Task goal: Retype the complete listing exactly as it appears.

─── Given information

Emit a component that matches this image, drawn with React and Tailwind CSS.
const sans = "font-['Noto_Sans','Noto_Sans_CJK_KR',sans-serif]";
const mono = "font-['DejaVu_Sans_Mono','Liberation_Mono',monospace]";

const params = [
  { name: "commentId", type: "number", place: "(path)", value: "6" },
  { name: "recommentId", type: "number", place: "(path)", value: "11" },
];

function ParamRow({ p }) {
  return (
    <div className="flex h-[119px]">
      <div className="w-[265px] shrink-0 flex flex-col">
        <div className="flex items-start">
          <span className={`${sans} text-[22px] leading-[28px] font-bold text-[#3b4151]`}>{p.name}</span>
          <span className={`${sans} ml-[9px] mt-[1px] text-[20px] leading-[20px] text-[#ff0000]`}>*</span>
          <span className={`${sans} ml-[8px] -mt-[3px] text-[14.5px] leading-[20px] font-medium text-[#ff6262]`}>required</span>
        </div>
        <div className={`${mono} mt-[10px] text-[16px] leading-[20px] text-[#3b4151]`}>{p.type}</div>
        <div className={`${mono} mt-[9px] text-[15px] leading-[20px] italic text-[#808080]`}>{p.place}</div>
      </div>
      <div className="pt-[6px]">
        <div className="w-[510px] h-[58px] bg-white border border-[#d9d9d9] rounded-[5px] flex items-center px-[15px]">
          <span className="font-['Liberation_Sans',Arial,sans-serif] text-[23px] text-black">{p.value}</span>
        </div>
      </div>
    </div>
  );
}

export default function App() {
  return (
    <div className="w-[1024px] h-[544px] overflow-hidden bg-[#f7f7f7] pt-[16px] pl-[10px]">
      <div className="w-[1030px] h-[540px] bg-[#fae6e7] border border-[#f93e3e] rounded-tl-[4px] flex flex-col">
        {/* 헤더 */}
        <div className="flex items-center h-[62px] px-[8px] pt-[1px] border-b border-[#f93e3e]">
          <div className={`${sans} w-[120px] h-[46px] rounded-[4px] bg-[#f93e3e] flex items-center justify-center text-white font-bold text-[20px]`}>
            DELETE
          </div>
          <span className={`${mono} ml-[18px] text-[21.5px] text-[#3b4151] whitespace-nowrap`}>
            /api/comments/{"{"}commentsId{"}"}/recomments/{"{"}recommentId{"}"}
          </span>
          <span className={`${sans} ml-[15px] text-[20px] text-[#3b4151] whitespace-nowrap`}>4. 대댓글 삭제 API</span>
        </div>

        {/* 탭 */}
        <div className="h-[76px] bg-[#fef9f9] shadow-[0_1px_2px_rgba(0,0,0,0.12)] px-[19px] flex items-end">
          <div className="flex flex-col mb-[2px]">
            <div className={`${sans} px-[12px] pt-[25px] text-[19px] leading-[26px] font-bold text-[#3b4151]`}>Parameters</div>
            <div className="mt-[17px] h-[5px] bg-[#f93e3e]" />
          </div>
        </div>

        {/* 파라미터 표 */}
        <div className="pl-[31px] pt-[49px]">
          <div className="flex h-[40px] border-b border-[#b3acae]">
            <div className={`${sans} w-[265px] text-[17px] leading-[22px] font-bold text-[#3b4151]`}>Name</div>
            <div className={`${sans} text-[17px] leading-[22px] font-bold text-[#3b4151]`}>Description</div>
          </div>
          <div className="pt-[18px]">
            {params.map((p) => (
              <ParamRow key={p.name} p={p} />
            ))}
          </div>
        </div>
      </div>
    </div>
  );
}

──────

Output below:
Emit a component that matches this image, drawn with React and Tailwind CSS.
const sans = "font-['Noto_Sans','Noto_Sans_CJK_KR',sans-serif]";
const mono = "font-['DejaVu_Sans_Mono','Liberation_Mono',monospace]";

const params = [
  { name: "commentId", type: "number", place: "(path)", value: "6" },
  { name: "recommentId", type: "number", place: "(path)", value: "11" },
];

function ParamRow({ p }) {
  return (
    <div className="flex h-[119px]">
      <div className="w-[265px] shrink-0 flex flex-col">
        <div className="flex items-start">
          <span className={`${sans} text-[22px] leading-[28px] font-bold text-[#3b4151]`}>{p.name}</span>
          <span className={`${sans} ml-[9px] mt-[1px] text-[20px] leading-[20px] text-[#ff0000]`}>*</span>
          <span className={`${sans} ml-[8px] -mt-[3px] text-[14.5px] leading-[20px] font-medium text-[#ff6262]`}>required</span>
        </div>
        <div className={`${mono} mt-[10px] text-[16px] leading-[20px] text-[#3b4151]`}>{p.type}</div>
        <div className={`${mono} mt-[9px] text-[15px] leading-[20px] italic text-[#808080]`}>{p.place}</div>
      </div>
      <div className="pt-[6px]">
        <div className="w-[510px] h-[58px] bg-white border border-[#d9d9d9] rounded-[5px] flex items-center px-[15px]">
          <span className="font-['Liberation_Sans',Arial,sans-serif] text-[23px] text-black">{p.value}</span>
        </div>
      </div>
    </div>
  );
}

export default function App() {
  return (
    <div className="w-[1024px] h-[544px] overflow-hidden bg-[#f7f7f7] pt-[16px] pl-[10px]">
      <div className="w-[1030px] h-[540px] bg-[#fae6e7] border border-[#f93e3e] rounded-tl-[4px] flex flex-col">
        {/* 헤더 */}
        <div className="flex items-center h-[62px] px-[8px] pt-[1px] border-b border-[#f93e3e]">
          <div className={`${sans} w-[120px] h-[46px] rounded-[4px] bg-[#f93e3e] flex items-center justify-center text-white font-bold text-[20px]`}>
            DELETE
          </div>
          <span className={`${mono} ml-[18px] text-[21.5px] text-[#3b4151] whitespace-nowrap`}>
            /api/comments/{"{"}commentsId{"}"}/recomments/{"{"}recommentId{"}"}
          </span>
          <span className={`${sans} ml-[15px] text-[20px] text-[#3b4151] whitespace-nowrap`}>4. 대댓글 삭제 API</span>
        </div>

        {/* 탭 */}
        <div className="h-[76px] bg-[#fef9f9] shadow-[0_1px_2px_rgba(0,0,0,0.12)] px-[19px] flex items-end">
          <div className="flex flex-col mb-[2px]">
            <div className={`${sans} px-[12px] pt-[25px] text-[19px] leading-[26px] font-bold text-[#3b4151]`}>Parameters</div>
            <div className="mt-[17px] h-[5px] bg-[#f93e3e]" />
          </div>
        </div>

        {/* 파라미터 표 */}
        <div className="pl-[31px] pt-[49px]">
          <div className="flex h-[40px] border-b border-[#b3acae]">
            <div className={`${sans} w-[265px] text-[17px] leading-[22px] font-bold text-[#3b4151]`}>Name</div>
            <div className={`${sans} text-[17px] leading-[22px] font-bold text-[#3b4151]`}>Description</div>
          </div>
          <div className="pt-[18px]">
            {params.map((p) => (
              <ParamRow key={p.name} p={p} />
            ))}
          </div>
        </div>
      </div>
    </div>
  );
}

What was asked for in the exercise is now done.